The improved thermal efficiency of Prandtl–Eyring hybrid nanofluid via classical Keller box technique

Abstract

Prandtl–Eyring hybrid nanofluid (P-EHNF) heat transfer and entropy generation were studied in this article. A slippery heated surface is used to test the flow and thermal transport properties of P-EHNF nanofluid. This investigation will also examine the effects of nano solid tubes morphologies, porosity materials, Cattaneo–Christov heat flow, and radiative flux. Predominant flow equations are written as partial differential equations (PDE). To find the solution, the PDEs were transformed into ordinary differential equations (ODEs), then the Keller box numerical approach was used to solve the ODEs.

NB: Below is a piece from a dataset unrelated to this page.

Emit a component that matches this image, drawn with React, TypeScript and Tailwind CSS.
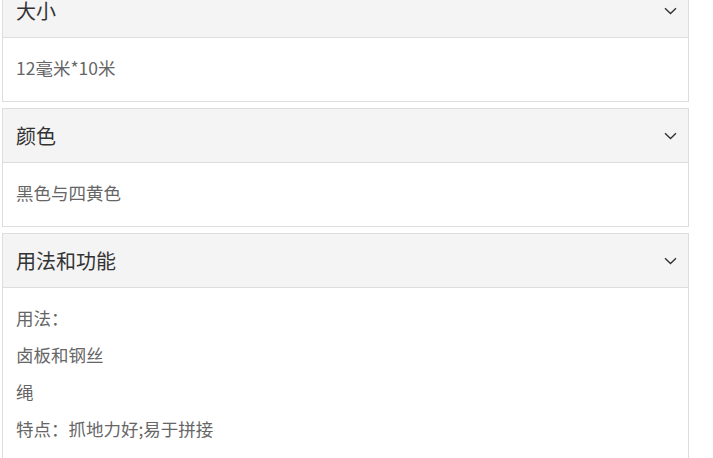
import React from 'react';

type Section = { title: string; lines: string[] };

const sections: Section[] = [
  { title: '大小', lines: ['12毫米*10米'] },
  { title: '颜色', lines: ['黑色与四黄色'] },
  { title: '用法和功能', lines: ['用法：', '卤板和钢丝', '绳', '特点：抓地力好;易于拼接', ''] },
];

function Chevron() {
  return (
    <svg width="13" height="8" viewBox="0 0 13 8" fill="none" className="text-[#333]">
      <path d="M1 1.2 6.5 6.5 12 1.2" stroke="currentColor" strokeWidth="1.4" />
    </svg>
  );
}

function Panel({ section }: { section: Section }) {
  return (
    <div className="border border-[#dddddd] bg-white">
      <div className="flex h-[54px] items-center justify-between border-b border-[#dddddd] bg-[#f4f4f4] pl-[13px] pr-[11px]">
        <span className="text-[20px] text-[#333]">{section.title}</span>
        <Chevron />
      </div>
      <div className="flex flex-col gap-[13px] px-[13px] pt-[18px] pb-[21px]">
        {section.lines.map((line, i) => (
          <p key={i} className="h-[24px] text-[17.5px] leading-[24px] text-[#666]">
            {line}
          </p>
        ))}
      </div>
    </div>
  );
}

export default function App() {
  return (
    <div
      className="h-[458px] overflow-hidden bg-white"
      style={{ fontFamily: '"Noto Sans CJK SC", "Noto Sans", sans-serif' }}
    >
      <div className="-mt-[17px] ml-[2px] flex w-[687px] flex-col gap-[6px]">
        {sections.map((s) => (
          <Panel key={s.title} section={s} />
        ))}
      </div>
    </div>
  );
}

Single-walled carbon nanotubes (SWCNT) and multi-walled carbon nanotubes (MWCNT) using Engine Oil (EO) as a base fluid are studied in this work. The flow, temperature, drag force, Nusselt amount, and entropy measurement visually show significant findings for various variables. Notably, the comparison of P-EHNF's (MWCNT-SWCNT/EO) heat transfer rate with conventional nanofluid (SWCNT-EO) results in ever more significant upsurges. Spherical-shaped nano solid particles have the highest heat transport, whereas lamina-shaped nano solid particles exhibit the lowest heat transport. The model's entropy increases as the size of the nanoparticles get larger. A similar effect is seen when the radiative flow and the Prandtl–Eyring variable-II are improved.